Dataset section:
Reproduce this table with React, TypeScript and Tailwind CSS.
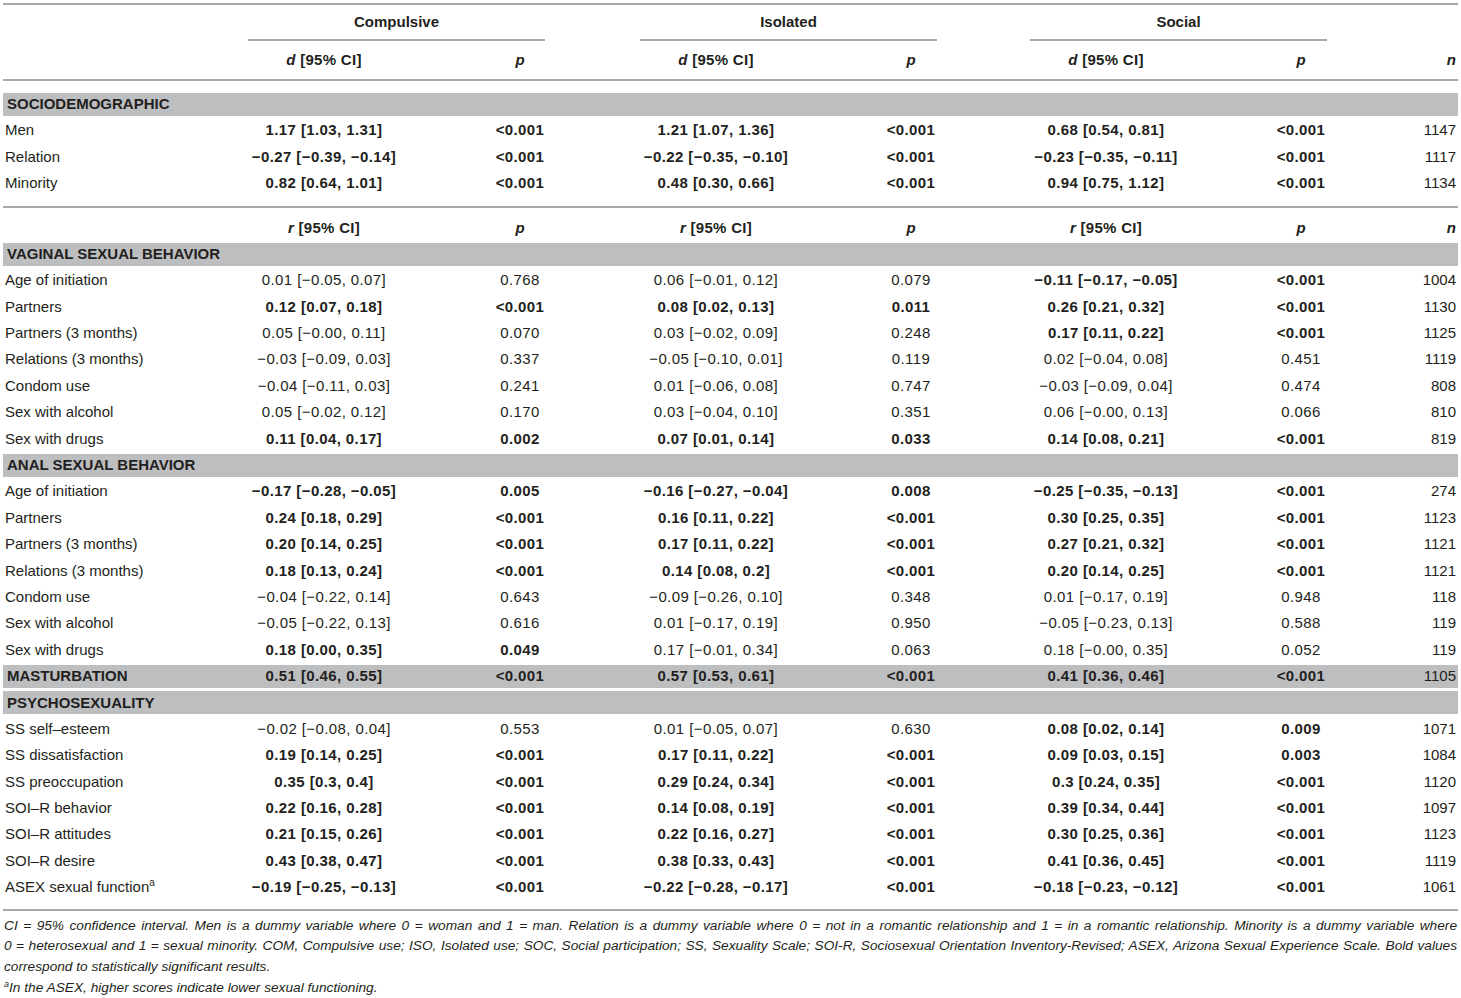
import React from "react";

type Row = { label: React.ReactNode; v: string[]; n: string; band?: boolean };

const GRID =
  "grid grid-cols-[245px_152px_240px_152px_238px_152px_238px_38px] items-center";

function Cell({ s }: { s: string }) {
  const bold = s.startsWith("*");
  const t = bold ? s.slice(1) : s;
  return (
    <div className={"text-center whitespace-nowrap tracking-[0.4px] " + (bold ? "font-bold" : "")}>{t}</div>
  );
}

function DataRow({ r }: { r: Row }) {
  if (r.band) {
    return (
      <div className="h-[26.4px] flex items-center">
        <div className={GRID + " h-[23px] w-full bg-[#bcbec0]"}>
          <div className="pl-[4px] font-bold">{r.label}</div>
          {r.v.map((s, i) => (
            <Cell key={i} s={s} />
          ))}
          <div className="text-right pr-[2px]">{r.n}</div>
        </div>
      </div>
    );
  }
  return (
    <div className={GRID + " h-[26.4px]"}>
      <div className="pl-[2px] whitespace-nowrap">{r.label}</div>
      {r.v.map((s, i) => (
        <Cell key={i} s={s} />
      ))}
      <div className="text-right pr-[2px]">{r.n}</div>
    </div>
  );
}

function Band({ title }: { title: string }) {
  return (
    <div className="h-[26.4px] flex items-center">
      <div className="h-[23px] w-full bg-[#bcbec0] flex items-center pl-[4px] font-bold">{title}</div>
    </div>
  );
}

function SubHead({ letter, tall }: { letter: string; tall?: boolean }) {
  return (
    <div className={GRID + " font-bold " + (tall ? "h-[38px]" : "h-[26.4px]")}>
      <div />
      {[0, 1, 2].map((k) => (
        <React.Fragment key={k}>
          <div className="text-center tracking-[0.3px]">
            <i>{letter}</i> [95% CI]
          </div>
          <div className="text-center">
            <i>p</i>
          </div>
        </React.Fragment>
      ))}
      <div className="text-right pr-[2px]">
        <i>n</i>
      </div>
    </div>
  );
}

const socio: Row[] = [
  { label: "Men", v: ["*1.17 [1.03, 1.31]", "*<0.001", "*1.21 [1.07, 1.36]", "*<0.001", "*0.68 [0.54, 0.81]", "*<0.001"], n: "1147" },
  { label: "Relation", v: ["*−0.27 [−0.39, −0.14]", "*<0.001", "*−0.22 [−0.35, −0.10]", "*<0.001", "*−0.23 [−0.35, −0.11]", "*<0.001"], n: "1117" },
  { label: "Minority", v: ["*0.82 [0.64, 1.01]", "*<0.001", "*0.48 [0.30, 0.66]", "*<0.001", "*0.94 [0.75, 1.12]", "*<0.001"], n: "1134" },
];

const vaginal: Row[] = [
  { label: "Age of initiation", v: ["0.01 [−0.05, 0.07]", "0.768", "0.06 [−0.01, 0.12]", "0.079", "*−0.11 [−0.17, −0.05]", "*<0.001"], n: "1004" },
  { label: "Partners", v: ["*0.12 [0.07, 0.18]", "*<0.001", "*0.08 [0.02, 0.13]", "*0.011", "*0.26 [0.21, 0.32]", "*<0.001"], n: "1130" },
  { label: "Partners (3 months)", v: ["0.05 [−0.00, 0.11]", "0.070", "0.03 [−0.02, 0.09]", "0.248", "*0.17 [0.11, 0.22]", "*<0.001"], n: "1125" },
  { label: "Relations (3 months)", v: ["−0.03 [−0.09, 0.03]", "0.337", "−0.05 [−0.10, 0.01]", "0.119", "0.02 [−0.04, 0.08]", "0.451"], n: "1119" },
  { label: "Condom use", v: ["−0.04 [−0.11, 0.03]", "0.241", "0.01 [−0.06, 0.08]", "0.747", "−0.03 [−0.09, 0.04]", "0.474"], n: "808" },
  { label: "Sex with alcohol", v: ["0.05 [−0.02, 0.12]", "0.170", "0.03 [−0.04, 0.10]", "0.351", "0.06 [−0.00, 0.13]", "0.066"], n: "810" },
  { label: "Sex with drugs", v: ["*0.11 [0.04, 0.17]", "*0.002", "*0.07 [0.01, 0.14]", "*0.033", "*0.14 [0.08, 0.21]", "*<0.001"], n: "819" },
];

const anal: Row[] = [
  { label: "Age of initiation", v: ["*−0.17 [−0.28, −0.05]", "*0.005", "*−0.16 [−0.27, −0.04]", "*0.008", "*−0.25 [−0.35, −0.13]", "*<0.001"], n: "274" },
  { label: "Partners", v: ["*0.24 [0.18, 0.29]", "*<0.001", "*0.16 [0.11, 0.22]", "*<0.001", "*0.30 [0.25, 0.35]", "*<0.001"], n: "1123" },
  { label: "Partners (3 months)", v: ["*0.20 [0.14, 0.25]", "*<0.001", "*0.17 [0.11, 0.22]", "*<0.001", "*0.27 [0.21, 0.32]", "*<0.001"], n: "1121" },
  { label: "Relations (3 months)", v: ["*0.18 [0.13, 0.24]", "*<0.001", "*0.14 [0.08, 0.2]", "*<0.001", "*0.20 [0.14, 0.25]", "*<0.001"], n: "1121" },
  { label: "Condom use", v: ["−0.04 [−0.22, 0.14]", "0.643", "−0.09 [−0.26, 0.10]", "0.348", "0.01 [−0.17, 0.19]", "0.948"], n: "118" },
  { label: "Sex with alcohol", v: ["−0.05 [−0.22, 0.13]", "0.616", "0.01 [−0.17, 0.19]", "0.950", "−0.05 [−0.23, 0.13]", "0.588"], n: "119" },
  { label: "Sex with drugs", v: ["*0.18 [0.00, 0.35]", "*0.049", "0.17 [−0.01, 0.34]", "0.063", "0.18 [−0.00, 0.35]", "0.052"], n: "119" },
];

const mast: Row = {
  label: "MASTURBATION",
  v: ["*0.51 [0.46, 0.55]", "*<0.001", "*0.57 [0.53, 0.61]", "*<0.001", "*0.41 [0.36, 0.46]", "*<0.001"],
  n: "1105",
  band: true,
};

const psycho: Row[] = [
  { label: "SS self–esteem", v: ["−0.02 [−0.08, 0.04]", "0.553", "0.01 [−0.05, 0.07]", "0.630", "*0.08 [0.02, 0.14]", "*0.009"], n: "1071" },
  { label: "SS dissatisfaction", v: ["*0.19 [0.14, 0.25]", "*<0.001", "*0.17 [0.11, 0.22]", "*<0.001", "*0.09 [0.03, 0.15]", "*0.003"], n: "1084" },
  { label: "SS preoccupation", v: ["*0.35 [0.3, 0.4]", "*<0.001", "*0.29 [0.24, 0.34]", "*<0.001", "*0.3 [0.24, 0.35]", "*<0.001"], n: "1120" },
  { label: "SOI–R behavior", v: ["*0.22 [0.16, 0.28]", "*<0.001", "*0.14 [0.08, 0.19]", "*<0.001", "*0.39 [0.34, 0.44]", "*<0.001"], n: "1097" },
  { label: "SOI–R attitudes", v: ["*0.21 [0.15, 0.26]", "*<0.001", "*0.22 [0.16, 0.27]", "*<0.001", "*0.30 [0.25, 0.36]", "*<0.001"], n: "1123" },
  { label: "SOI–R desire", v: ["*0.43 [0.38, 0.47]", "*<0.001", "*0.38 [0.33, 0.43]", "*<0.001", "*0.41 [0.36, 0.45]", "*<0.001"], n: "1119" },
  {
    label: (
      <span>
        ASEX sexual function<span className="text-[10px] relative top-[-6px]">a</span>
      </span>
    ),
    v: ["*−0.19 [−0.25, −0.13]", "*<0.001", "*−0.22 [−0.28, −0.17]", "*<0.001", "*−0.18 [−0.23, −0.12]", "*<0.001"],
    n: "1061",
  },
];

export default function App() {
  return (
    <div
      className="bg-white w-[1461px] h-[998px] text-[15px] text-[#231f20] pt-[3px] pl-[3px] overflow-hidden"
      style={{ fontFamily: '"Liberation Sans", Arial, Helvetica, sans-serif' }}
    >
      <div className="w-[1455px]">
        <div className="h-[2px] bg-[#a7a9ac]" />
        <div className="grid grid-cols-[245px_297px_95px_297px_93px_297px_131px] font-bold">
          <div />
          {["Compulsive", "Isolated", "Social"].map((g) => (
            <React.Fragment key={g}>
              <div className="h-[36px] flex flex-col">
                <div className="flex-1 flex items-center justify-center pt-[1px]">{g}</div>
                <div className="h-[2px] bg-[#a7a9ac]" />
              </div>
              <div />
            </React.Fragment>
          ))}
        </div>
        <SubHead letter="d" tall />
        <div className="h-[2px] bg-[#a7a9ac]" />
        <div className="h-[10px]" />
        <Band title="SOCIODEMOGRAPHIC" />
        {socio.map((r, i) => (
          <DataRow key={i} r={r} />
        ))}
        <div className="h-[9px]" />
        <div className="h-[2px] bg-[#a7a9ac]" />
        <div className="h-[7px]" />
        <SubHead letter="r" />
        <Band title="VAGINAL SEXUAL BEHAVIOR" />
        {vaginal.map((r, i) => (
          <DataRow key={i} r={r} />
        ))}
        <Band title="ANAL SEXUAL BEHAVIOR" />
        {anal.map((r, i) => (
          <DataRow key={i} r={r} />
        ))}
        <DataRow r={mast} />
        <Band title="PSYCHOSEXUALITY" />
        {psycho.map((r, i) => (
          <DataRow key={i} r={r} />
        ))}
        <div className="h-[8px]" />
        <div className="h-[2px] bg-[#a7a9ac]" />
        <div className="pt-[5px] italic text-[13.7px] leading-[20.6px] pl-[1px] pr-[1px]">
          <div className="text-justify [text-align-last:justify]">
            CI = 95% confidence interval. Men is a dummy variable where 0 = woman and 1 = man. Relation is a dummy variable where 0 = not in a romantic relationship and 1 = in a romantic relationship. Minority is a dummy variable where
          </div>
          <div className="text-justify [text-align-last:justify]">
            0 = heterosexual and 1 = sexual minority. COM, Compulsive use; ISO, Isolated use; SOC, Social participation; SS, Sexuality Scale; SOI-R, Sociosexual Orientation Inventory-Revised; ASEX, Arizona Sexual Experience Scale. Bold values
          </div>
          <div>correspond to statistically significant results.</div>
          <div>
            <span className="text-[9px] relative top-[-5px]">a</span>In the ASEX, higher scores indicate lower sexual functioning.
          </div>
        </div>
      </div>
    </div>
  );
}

Your goal: Of the lines above, how many include the word "React"? Reply with the number alone.

Written answer: 7